We are a blank check company formed under the laws of the State of Delaware on March 24, 2020 for the purpose of effecting a merger, capital stock exchange, asset acquisition, stock purchase, reorganization or similar business combination with one or more businesses (“Business Combination”).
We intend to effectuate our initial Business Combination using cash from the proceeds of our initial public offering (“Initial Public Offering”) and the sale of the private placement warrants (the “Private Placement Warrants”) that occurred simultaneously with the completion of the Initial Public Offering (the “Private Placement”), our capital stock, debt or a combination of cash, stock and debt. We are incurring and expect to continue to incur significant costs in the pursuit of our acquisition plans, including in connection with the Proposed Transaction. We cannot assure you that our plans to complete the Proposed Transaction, or any other initial Business Combination, will be successful.
On February 7, 2022, we entered into a transaction agreement (the “Transaction Agreement”) with
D-Wave
Quantum Inc., a Delaware corporation and our direct, wholly-owned subsidiary (“NewCo”), DWSI Holdings Inc., a Delaware corporation and a direct, wholly-owned subsidiary of NewCo (“Merger Sub”), DWSI Canada Holdings ULC, a British Columbia unlimited liability company and a direct, wholly-owned subsidiary of NewCo (“CallCo”),
D-Wave
Quantum Technologies Inc., a British Columbia corporation and a direct, wholly-owned subsidiary of CallCo (“ExchangeCo”), and
D-Wave
Systems Inc., a British Columbia company
(“D-Wave”),
relating to a proposed Business Combination between the Company and
D-Wave
(the “Proposed Transaction”).
In connection with the Proposed Transaction, NewCo filed a registration statement on Form
S-4
(File
No. 333-263573)
with the SEC on March 15, 2022 (the “NewCo Form
S-4”)
that includes a preliminary prospectus with respect to NewCo’s securities to be issued in connection with the Proposed Transaction and a preliminary proxy statement with respect to the meeting of our stockholders to vote on the Proposed Transaction. There can be no assurance as to whether or when the Proposed Transaction will be completed.

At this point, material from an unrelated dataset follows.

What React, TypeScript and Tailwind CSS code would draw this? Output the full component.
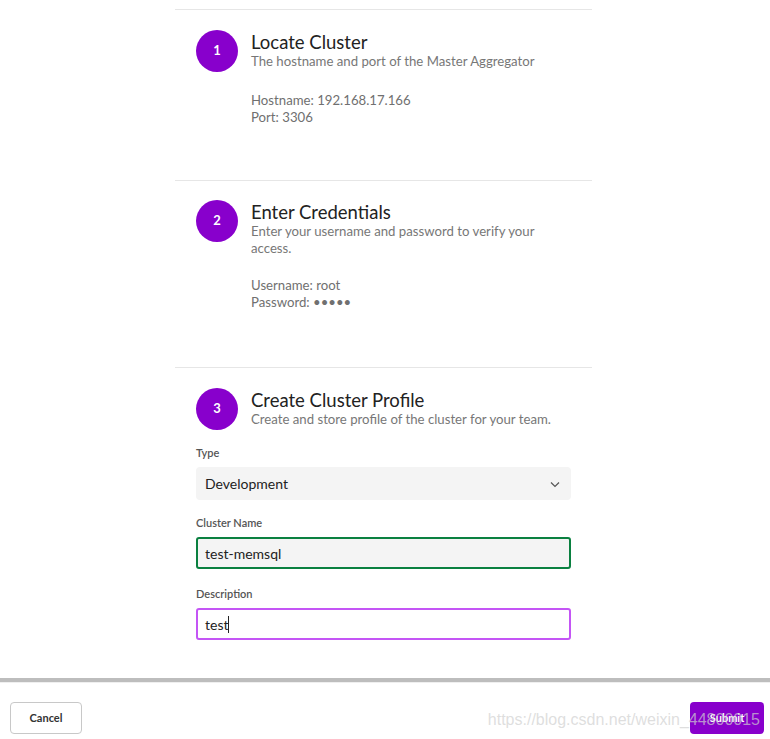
import React from "react";

function StepHeader({ n, title, sub }: { n: number; title: string; sub: string }) {
  return (
    <div className="flex items-start">
      <div className="w-[42px] h-[42px] shrink-0 rounded-full bg-[#8800cc] text-white flex items-center justify-center text-[13px] font-bold">
        {n}
      </div>
      <div className="ml-[13px] pt-[1px]">
        <div className="text-[18.5px] leading-[22px] text-[#222]">{title}</div>
        <div className="text-[13.2px] leading-[17px] text-[#777]">{sub}</div>
      </div>
    </div>
  );
}

function Label({ children }: { children: React.ReactNode }) {
  return (
    <div className="text-[11px] leading-[14px] font-semibold text-[#555] mb-[7px]">{children}</div>
  );
}

export default function App() {
  return (
    <div className="h-[739px] flex flex-col bg-white overflow-hidden" style={{ fontFamily: "Lato, 'Open Sans', sans-serif" }}>
      <div className="flex-1 pt-[9px]">
        <div className="ml-[175px] w-[417px]">
          <section className="border-t border-[#e6e6e6] pt-[20px] px-[21px] pb-[54px]">
            <StepHeader n={1} title="Locate Cluster" sub="The hostname and port of the Master Aggregator" />
            <div className="ml-[55px] mt-[20px] text-[13.2px] leading-[17px] text-[#707070]">
              <div>Hostname: 192.168.17.166</div>
              <div>Port: 3306</div>
            </div>
          </section>

          <section className="border-t border-[#e6e6e6] pt-[19px] px-[21px] pb-[56px]">
            <StepHeader n={2} title="Enter Credentials" sub="Enter your username and password to verify your access." />
            <div className="ml-[55px] mt-[20px] text-[13.2px] leading-[17px] text-[#707070]">
              <div>Username: root</div>
              <div>Password: •••••</div>
            </div>
          </section>

          <section className="border-t border-[#e6e6e6] pt-[20px] px-[21px]">
            <StepHeader n={3} title="Create Cluster Profile" sub="Create and store profile of the cluster for your team." />

            <div className="mt-[16px]">
              <Label>Type</Label>
              <div className="h-[33px] rounded-[4px] bg-[#f4f4f4] flex items-center justify-between pl-[9px] pr-[10px] text-[14px] text-[#222]">
                <span>Development</span>
                <svg width="12" height="12" viewBox="0 0 12 12" fill="none" stroke="#555" strokeWidth="1.2">
                  <path d="M2 4.5l4 4 4-4" />
                </svg>
              </div>
            </div>

            <div className="mt-[16px]">
              <Label>Cluster Name</Label>
              <div className="h-[32px] rounded-[3px] border-2 border-[#0a8040] bg-[#f4f4f4] flex items-center px-[7px] text-[14px] text-[#222]">
                test-memsql
              </div>
            </div>

            <div className="mt-[18px]">
              <Label>Description</Label>
              <div className="h-[32px] rounded-[3px] border-2 border-[#c455f5] bg-white flex items-center px-[7px] text-[14px] text-[#222]">
                test<span className="inline-block w-[1px] h-[17px] bg-[#222]" />
              </div>
            </div>
          </section>
        </div>
      </div>

      <footer className="relative h-[61px] border-t-4 border-[#bdbdbd]">
        <div className="h-[1px] bg-[#efefef]" />
        <div className="flex items-center justify-between px-[10px] pr-[6px] pt-[19px]">
          <button className="h-[32px] w-[72px] rounded-[4px] border border-[#c8c8c8] bg-white text-[11px] font-bold text-[#333]">
            Cancel
          </button>
          <button className="h-[32px] w-[74px] rounded-[4px] bg-[#8800cc] text-[11px] font-bold text-white">
            Submit
          </button>
        </div>
        <div className="absolute z-10 right-[10px] top-[26px] text-[16px] text-[#d0d0d0]/70 pointer-events-none" style={{ fontFamily: "'Liberation Sans', Arial, sans-serif" }}>
          https://blog.csdn.net/weixin_44800015
        </div>
      </footer>
    </div>
  );
}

Pursuant to the Transaction Agreement, among other things, (a) on the date of the closing of the Proposed Transaction (the “Closing”, and such date, the “Closing Date”), Merger Sub will merge with and into the Company (the “Merger”), with the Company continuing as the surviving company after the Merger, as a result of which we will become a direct, wholly owned subsidiary of NewCo, with our stockholders receiving shares of NewCo common stock, par value $0.01 per share (“NewCo Common Shares”), in the Merger; and (b) immediately following the Merger, by means of a statutory plan of arrangement under the
Business Corporations Act
(British Columbia) (the “Plan of Arrangement”), (i) CallCo will acquire a portion of the issued and outstanding share capital of
D-Wave
(“D-Wave
Shares”) from certain holders in exchange for NewCo Common Shares (the “NewCo Share Exchange”), (ii) CallCo will contribute such
D-Wave
Shares to ExchangeCo in exchange for shares of ExchangeCo’s
non-par
value common stock (“ExchangeCo Common Shares”), (iii) following the NewCo Share Exchange, ExchangeCo will acquire the remaining issued and outstanding
D-Wave
Shares from the remaining holders of
D-Wave
Shares in exchange for the exchangeable shares in the capital of ExchangeCo (the “Exchangeable Shares”) and (iv) as a result of the foregoing,
D-Wave
will become a wholly-owned subsidiary of ExchangeCo. The holders of the Exchangeable Shares will have certain rights as specified in the Exchangeable Share Term Sheet (as defined in the Transaction Agreement), including the right to exchange Exchangeable Shares for NewCo Common Shares.
The Proposed Transaction is structured to provide our public stockholders that do not redeem their shares of our Class A common stock with a pro rata right to a pool of an additional 5,000,000 NewCo Common Shares, subject to a redemption cap of 63.3%. None of the holders of the Founder Shares (as defined below) will get the benefit of such additional shares. Upon the Closing, the public stockholders that do not elect to redeem their shares of our Class A common stock in connection with the Proposed Transaction will receive a number of NewCo Common Shares for each share of Class A common stock equal to the to the lower of: (A) 1.4541326; and (B) (1) (x) the Post-Redemption DPCM Share Number (as defined below), plus (y) 5,000,000 divided by (2) the Post-Redemption DPCM Share Number (the lower of (A) and (B), the “Exchange Ratio”). Additionally, upon the Closing, all of our outstanding warrants will be converted into the right to receive warrants of NewCo (“NewCo Warrants”). Each such NewCo Warrant will be exercisable for a number of NewCo Common Shares equal to the Exchange Ratio, at any time commencing 30 days after the Closing. As used herein, the “Post-Redemption DPCM Share Number” means the aggregate number of shares of our Class A common stock outstanding (other than any Excluded Shares (as defined in the Transaction Agreement)) at the Closing after giving effect to any redemptions by our public stockholders.